While Mork may be riding high in the black metal firmament, Thomas Eriksen remains driven to seek out new creative endeavours. Thus, he has returned with Udåd, a very different beast to Mork, with a greater focus lo-fi ambience and textures. A primal, “nekro” reaction to the ever-evolving Mork, Udåd’s self-titled debut offers 8 stripped-down and spellbinding pieces, many of which gaze deep into the abyss first rent into the earth by the likes of Mayhem, Burzum, and Darkthrone, but with a slant that is entirely unique to Udåd.
The album opens with a three-minute instrumental titled Den Evindelige Ende. Reminiscent of Burzum’s atmospheric tide of woe, it’s a haunting opener that threatens to collapse under the weight of the scratchy distortion with which the guitar is layered. It’s followed by Bakenfor Urskogens Utkant, a dense piece that opens with light touch guitars that are almost baroque in their approach, seemingly in spite of the ever-present fizz of overdriven amps feeding directly into the desk. For those who grew up deciphering the melody hidden within the depths of Mayhem’s raw-as-fuck demo tapes, there’s no small amount of excitement to be found in hearing something so primal at a time where even metal bands seem to have succumbed to the desire to polish their output into something approaching homogeneity; while Thomas’ deft use of repetition results in a piece that seeks to hypnotise the listener over its six-minute runtime.
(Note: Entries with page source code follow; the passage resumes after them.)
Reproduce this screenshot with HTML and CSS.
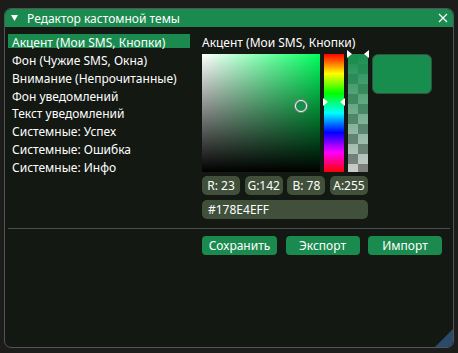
FILE: index.html
```html
<!DOCTYPE html>
<html lang="ru">
<head>
<meta charset="utf-8">
<title>Редактор кастомной темы</title>
<link rel="stylesheet" href="styles.css">
</head>
<body>
<div class="window">
  <div class="titlebar">
    <svg class="collapse" width="7" height="6" viewBox="0 0 7 6"><polygon points="0,0 7,0 3.5,6" fill="#fff"/></svg>
    <span class="title">Редактор кастомной темы</span>
    <svg class="close" width="10" height="10" viewBox="0 0 10 10"><path d="M1 1 L9 9 M9 1 L1 9" stroke="#fff" stroke-width="1.2" fill="none"/></svg>
  </div>
  <div class="body">
    <div class="main">
      <ul class="list">
        <li class="item selected">Акцент (Мои SMS, Кнопки)</li>
        <li class="item">Фон (Чужие SMS, Окна)</li>
        <li class="item">Внимание (Непрочитанные)</li>
        <li class="item">Фон уведомлений</li>
        <li class="item">Текст уведомлений</li>
        <li class="item">Системные: Успех</li>
        <li class="item">Системные: Ошибка</li>
        <li class="item">Системные: Инфо</li>
      </ul>
      <div class="editor">
        <div class="label">Акцент (Мои SMS, Кнопки)</div>
        <div class="picker">
          <div class="sv"><span class="cursor"></span></div>
          <div class="hue"><span class="mk mk-l hue-mk"></span><span class="mk mk-r hue-mk"></span></div>
          <div class="alpha"><span class="mk mk-l alpha-mk"></span><span class="mk mk-r alpha-mk"></span></div>
          <div class="preview"></div>
        </div>
        <div class="channels">
          <div class="field">R: 23</div>
          <div class="field">G:142</div>
          <div class="field">B: 78</div>
          <div class="field">A:255</div>
        </div>
        <div class="hex">#178E4EFF</div>
      </div>
    </div>
    <div class="sep"></div>
    <div class="actions">
      <button class="btn btn-save">Сохранить</button>
      <button class="btn">Экспорт</button>
      <button class="btn">Импорт</button>
    </div>
  </div>
  <div class="grip"></div>
</div>
</body>
</html>
```

FILE: styles.css
```css
* { box-sizing: border-box; margin: 0; padding: 0; }
html, body { width: 458px; height: 353px; overflow: hidden; }
body {
  background: #1c1d1a;
  font-family: "Noto Sans", "DejaVu Sans", sans-serif;
  font-size: 12px;
  color: #fff;
}
.window {
  position: relative;
  margin: 8px 0 0 4px;
  width: 450px;
  height: 340px;
  border: 1px solid #505458;
  border-radius: 7px;
  background: #141813;
  overflow: hidden;
}
.titlebar {
  height: 18px;
  background: #1a8a4e;
  display: flex;
  align-items: flex-start;
  padding: 0 5px 0 6px;
}
.collapse { flex: none; margin-top: 6px; }
.title { margin-left: 9px; white-space: nowrap; flex: 1; line-height: 19px; height: 18px; }
.close { flex: none; margin-top: 4px; }
.body { padding: 7px 3px 0 3px; }
.main { display: flex; align-items: flex-start; }
.list { list-style: none; width: 182px; flex: none; }
.item {
  height: 13.85px;
  line-height: 18.7px;
  margin-bottom: 4px;
  padding-left: 4px;
  white-space: nowrap;
}
.item.selected { background: #1a8a4e; }
.editor { margin-left: 12px; width: 240px; }
.label { height: 18px; line-height: 18.7px; margin-bottom: 2px; white-space: nowrap; }
.picker { display: flex; gap: 4px; height: 118px; align-items: flex-start; }
.sv {
  position: relative;
  flex: none;
  width: 118px;
  height: 118px;
  background: linear-gradient(to top, #000, rgba(0,0,0,0)), linear-gradient(to right, #fff, #00ff5e);
}
.cursor {
  position: absolute;
  left: 93px;
  top: 46px;
  width: 12px;
  height: 12px;
  border-radius: 50%;
  background: #178e4e;
  border: 1.5px solid #fff;
  box-shadow: 0 0 0 1px #808080;
}
.hue {
  position: relative;
  flex: none;
  width: 20px;
  height: 118px;
  background: linear-gradient(to bottom, #f00, #ff0 16.67%, #0f0 33.33%, #0ff 50%, #00f 66.67%, #f0f 83.33%, #f00);
}
.alpha {
  position: relative;
  flex: none;
  width: 20px;
  height: 118px;
  background: linear-gradient(rgba(23,142,78,1), rgba(23,142,78,0)), repeating-conic-gradient(#ccc 0 25%, #808080 0 50%) 0 0 / 20px 20px;
}
.mk { position: absolute; width: 0; height: 0; border-top: 4px solid transparent; border-bottom: 4px solid transparent; }
.mk-l { left: -1px; border-left: 5px solid #fff; }
.mk-r { right: -1px; border-right: 5px solid #fff; }
.hue-mk { top: 43.5px; }
.alpha-mk { top: -4px; }
.preview {
  flex: none;
  width: 60px;
  height: 40px;
  background: #178e4e;
  border: 1px solid #34503f;
  border-radius: 6px;
}
.channels {
  display: grid;
  grid-template-columns: repeat(4, 1fr);
  gap: 4.6px;
  width: 166px;
  margin-top: 4px;
}
.field {
  height: 19px;
  line-height: 19.8px;
  background: #40503a;
  border-radius: 5px;
  text-align: center;
  white-space: nowrap;
}
.hex {
  width: 166px;
  height: 19px;
  line-height: 19.8px;
  margin-top: 5px;
  background: #40503a;
  border-radius: 5px;
  padding-left: 6px;
}
.sep { height: 1px; background: #4a4d52; margin-top: 9px; }
.actions { display: flex; gap: 8.5px; margin: 7px 0 0 194px; }
.btn {
  width: 74px;
  height: 19px;
  border: 0;
  border-radius: 4px;
  background: #1a8a4e;
  color: #fff;
  font: inherit;
  line-height: 19.8px;
  padding: 0;
  text-align: center;
}
.btn-save { width: 75px; }
.grip {
  position: absolute;
  right: 0;
  bottom: 0;
  width: 18px;
  height: 18px;
  background: #2b4a6a;
  clip-path: polygon(100% 0, 100% 100%, 0 100%);
}
```
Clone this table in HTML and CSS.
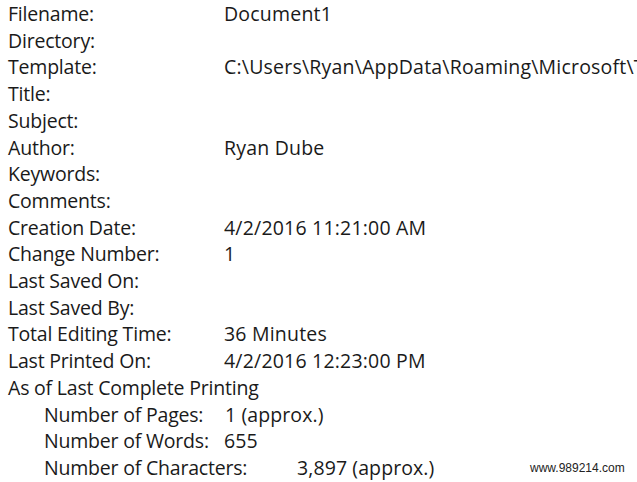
FILE: index.html
```html
<!DOCTYPE html>
<html>
<head>
<meta charset="utf-8">
<link rel="stylesheet" href="styles.css">
</head>
<body>
<div class="sheet">
  <div class="props">
    <div class="label">Filename:</div><div class="value">Document1</div>
    <div class="label">Directory:</div><div class="value"></div>
    <div class="label">Template:</div><div class="value">C:\Users\Ryan\AppData\Roaming\Microsoft\Templates\Normal.dotm</div>
    <div class="label">Title:</div><div class="value"></div>
    <div class="label">Subject:</div><div class="value"></div>
    <div class="label">Author:</div><div class="value">Ryan Dube</div>
    <div class="label">Keywords:</div><div class="value"></div>
    <div class="label">Comments:</div><div class="value"></div>
    <div class="label">Creation Date:</div><div class="value">4/2/2016 11:21:00 AM</div>
    <div class="label">Change Number:</div><div class="value">1</div>
    <div class="label">Last Saved On:</div><div class="value"></div>
    <div class="label">Last Saved By:</div><div class="value"></div>
    <div class="label">Total Editing Time:</div><div class="value">36 Minutes</div>
    <div class="label">Last Printed On:</div><div class="value">4/2/2016 12:23:00 PM</div>
  </div>
  <div class="section">As of Last Complete Printing</div>
  <div class="sub">
    <div class="row"><span class="k k-pages">Number of Pages:</span><span class="v">1 (approx.)</span></div>
    <div class="row"><span class="k k-words">Number of Words:</span><span class="v">655</span></div>
    <div class="row"><span class="k k-chars">Number of Characters:</span><span class="v">3,897 (approx.)</span></div>
  </div>
  <div class="watermark">www.989214.com</div>
</div>
</body>
</html>
```

FILE: styles.css
```css
html, body {
  margin: 0;
  padding: 0;
  background: #ffffff;
}
.sheet {
  position: relative;
  width: 637px;
  height: 482px;
  overflow: hidden;
  padding: 1px 0 0 8px;
  box-sizing: border-box;
  font-family: "Open Sans", sans-serif;
  font-size: 19.5px;
  letter-spacing: -0.2px;
  line-height: 26.7px;
  color: #1a1a1a;
}
.props {
  display: grid;
  grid-template-columns: 216px 1fr;
}
.value {
  white-space: nowrap;
  min-height: 26.7px;
  letter-spacing: 0.2px;
}
.sub {
  padding-left: 36px;
}
.row {
  display: flex;
  white-space: nowrap;
}
.v {
  letter-spacing: 0.1px;
}
.k-pages { width: 181px; }
.k-words { width: 180px; }
.k-chars { width: 253px; }
.watermark {
  position: absolute;
  left: 530px;
  top: 461px;
  font-family: "Liberation Sans", Arial, sans-serif;
  font-size: 12px;
  line-height: 14px;
  letter-spacing: 0;
  color: #222;
}
```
It’s followed by the rather more torrential outpouring of Avgudsdryker, which returns to the realms of Burzum for its dark influence. With Thomas employing a harrowing scream torn from the depths of his soul, it’s a menacing piece, although the atypical rhythms keep it moving forward, evoking images of a birds-eye-view swooping over a barren landscape. As with Bakenfor Urskogens Utkant, Blodnatten has a spectral beauty to it, as if Thomas is channelling something far older than the splenetic instrumentation would suggest, and you find yourself lost within its haunted crypts as a series of otherworldly shrieks penetrate the gloom.
Having been lulled into a sense of false security by Blodnatten, the primitive rumble of Den Virkelige Apokryf, which seems to phase as the tape slips against the corroded heads of the recording device, savages the listener. All pummelling beats, frozen riffs, and ungodly howls, it’s the blackest of metal, misanthropic to the core and striking out indiscriminately with untrammelled rage. It’s followed by Vondskapens Triumf, a rather more surprising piece that makes the links between primitive shoegaze and black metal clearer than ever, for all the blistering distortion that washes over the track. With a beat that almost approaches mid-tempo [whisper it] disco, and melodic guitar lines, its closest antecedent is arguably Low’s experimental and confrontational Double Negative, rather than anything found in traditional black metal. The same could be said for Kald Iverfor, while the surface is scarred by frost-rimed guitars and searing screams, the rhythm section takes its own approach, creating something that feels unique for all the nekro trappings on display. The album concludes with Antropofagens Hunger, the closest thing I’ve heard yet to black metal juxtaposed with surf. With its creeping central riff and dense layers of noise, it’s the equivalent of surfing an avalanche, and it provides the album with a suitably avantgarde finale.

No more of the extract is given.